I think the environments that it’s used in don’t have the same “not invented here” ethos. I suspect due to a lack of resources more than anything. The only unicorn that comes to mind that uses it is Dropbox. From the outside, it seems that some of the churn of Javascript comes from engineers needing to make busywork. Javascript is a victim of it’s own success.

That is a fair point. The pain point was always the redefinition of the string type to be an opaque Unicode text type, rather than a byte array. You see the same issue in a lot of other pre-Uniciode languages (Haskell has 3 common string types in use, String, Text and ByteString, yuck!). I suspect history will prove them correct in making the change, but that they could have made the transition easier.

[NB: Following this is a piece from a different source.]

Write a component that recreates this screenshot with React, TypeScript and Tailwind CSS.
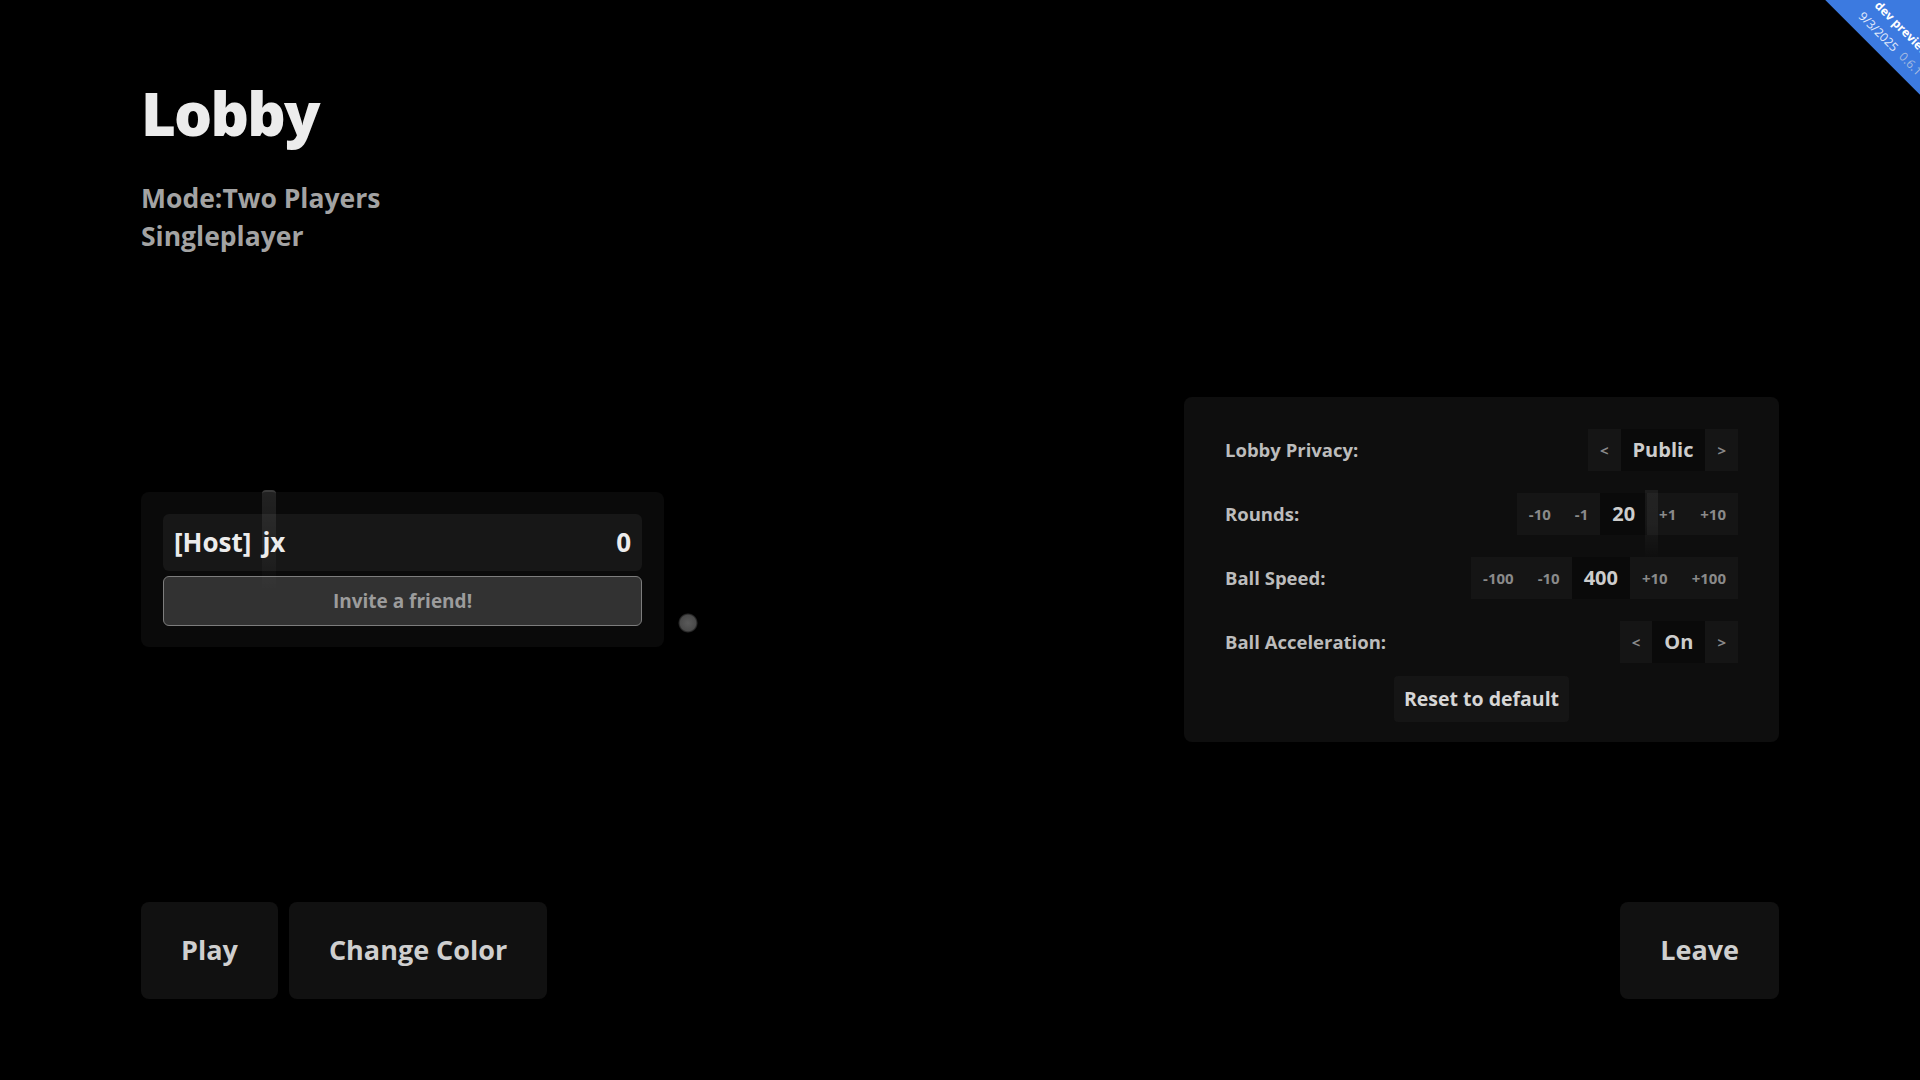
import React from 'react'

const font = "font-['Open_Sans','Noto_Sans',sans-serif]"

function StepButton({ label }: { label: string }) {
  return (
    <button className="flex h-full items-center bg-[#151515] px-3 text-[15px] font-bold text-[#8a8a8a]">
      {label}
    </button>
  )
}

function Value({ value }: { value: string }) {
  return (
    <span className="flex h-full items-center bg-[#0a0a0a] px-3 text-[20px] font-bold text-[#cdcdcd]">
      {value}
    </span>
  )
}

function SettingRow({ label, children }: { label: string; children: React.ReactNode }) {
  return (
    <div className="flex h-[42px] items-center justify-between">
      <span className="text-[18.5px] font-bold text-[#bcbcbc]">{label}</span>
      <div className="flex h-full items-stretch">{children}</div>
    </div>
  )
}

function DevRibbon() {
  return (
    <div className="pointer-events-none absolute right-0 top-0 h-[160px] w-[160px] overflow-hidden">
      <div className="absolute left-[10px] top-[-67px] h-[134px] w-[300px] rotate-45 bg-[#3c7ae0]">
        <div className="flex flex-col pl-[122px] pt-[90px] text-[12px] leading-[19px]">
          <span className="font-bold text-white">dev preview</span>
          <span className="-ml-[4px] whitespace-nowrap text-[#e4ecfb]">
            9/3/2025 <span className="ml-1 text-[#a9bde0]">0.6.1</span>
          </span>
        </div>
      </div>
    </div>
  )
}

export default function App() {
  return (
    <div className={`relative h-screen w-full overflow-hidden bg-black ${font}`}>
      <DevRibbon />

      <div className="relative flex h-full flex-col px-[141px] pb-[81px] pt-[83px]">
        <header>
          <h1 className="text-[60px] font-extrabold leading-none tracking-[-0.03em] text-[#ececec]">Lobby</h1>
          <div className="mt-[36px] text-[26.5px] font-bold leading-[38px] text-[#a3a3a3]">
            <p>Mode:Two Players</p>
            <p>Singleplayer</p>
          </div>
        </header>

        <main className="flex flex-1 items-center justify-between pb-[18px]">
          <section className="w-[523px] rounded-lg bg-[#0a0a0a] p-[22px] pb-[21px]">
            <div className="flex h-[57px] items-center justify-between rounded-md bg-[#171717] px-[11px] text-[26px] font-bold text-[#ececec]">
              <span>
                [Host]<span className="ml-[11px]">jx</span>
              </span>
              <span>0</span>
            </div>
            <button className="mt-[5px] h-[50px] w-full rounded-md border-[1.5px] border-[#7d7d7d] bg-[#323232] text-[19px] font-bold text-[#9c9c9c]">
              Invite a friend!
            </button>
          </section>

          <section className="flex w-[595px] flex-col gap-[22px] rounded-lg bg-[#0e0e0e] px-[41px] pb-[20px] pt-[32px]">
            <SettingRow label="Lobby Privacy:">
              <StepButton label="<" />
              <Value value="Public" />
              <StepButton label=">" />
            </SettingRow>
            <SettingRow label="Rounds:">
              <StepButton label="-10" />
              <StepButton label="-1" />
              <Value value="20" />
              <StepButton label="+1" />
              <StepButton label="+10" />
            </SettingRow>
            <SettingRow label="Ball Speed:">
              <StepButton label="-100" />
              <StepButton label="-10" />
              <Value value="400" />
              <StepButton label="+10" />
              <StepButton label="+100" />
            </SettingRow>
            <SettingRow label="Ball Acceleration:">
              <StepButton label="<" />
              <Value value="On" />
              <StepButton label=">" />
            </SettingRow>
            <div className="-mt-[9px] flex justify-center">
              <button className="h-[46px] rounded-sm bg-[#151515] px-[10px] text-[19.5px] font-bold text-[#d6d6d6]">
                Reset to default
              </button>
            </div>
          </section>
        </main>

        <footer className="flex items-end justify-between">
          <div className="flex gap-[11px]">
            <button className="h-[97px] rounded-lg bg-[#111111] px-10 text-[27px] font-bold text-[#cfcfcf]">Play</button>
            <button className="h-[97px] rounded-lg bg-[#111111] px-10 text-[27px] font-bold text-[#cfcfcf]">Change Color</button>
          </div>
          <button className="h-[97px] rounded-lg bg-[#111111] px-10 text-[27px] font-bold text-[#cfcfcf]">Leave</button>
        </footer>
      </div>

      {/* pong canvas drawn over the lobby */}
      <div className="pointer-events-none absolute left-[262px] top-[490px] h-[100px] w-[14px] rounded-t-sm border-t-2 border-[#3a3a3a] bg-gradient-to-b from-white/[0.1] via-white/[0.06] to-transparent" />
      <div className="pointer-events-none absolute left-[1645px] top-[490px] h-[68px] w-[13px] bg-gradient-to-b from-white/[0.06] via-white/[0.05] to-transparent" />
      <div className="pointer-events-none absolute left-[678px] top-[613px] h-[20px] w-[20px] rounded-full bg-[radial-gradient(circle,#5a5a5a_0%,#4a4a4a_55%,transparent_72%)]" />
    </div>
  )
}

To anyone on the fence, 3.6 has enough interesting new features over 2.7 that it makes the change worthwhile. I particularly like formatting strings, and pathlib from 3.4 is really nice too.

That is a very wise decision.

A few years back I decided I want to make a printable picture-coded calendar for my pre-school daughter. It would list the days she was at nursery, weekends, birthdays, what her new Mr. Men / Little Miss Book was this week, etc. It’s been incredibly useful, particularly with understanding the concept of days and weeks.

I very briefly thought about doing it in Haskell or some such, but the main point was to get it done relatively quickly, and well, HTML/CSS/JS is an amazing canvas for creating data driven documents. I used React to do it (none of other stuff like Redux), partly to learn what is was all about as it was generating a lot of hot air at the time. Plus it also used Babel as vanilla Javascript is yucky.

I was really impressed by it. It made it really easy to quickly build small composable bits of UI. Until 6 months later when I tried updating my package.json, then it all went to crap. So now it’s stuck using 2 year old versions of everything. I do worry what I’d do if I were doing this professionally, running old dependencies is a great way to get Equifaxed.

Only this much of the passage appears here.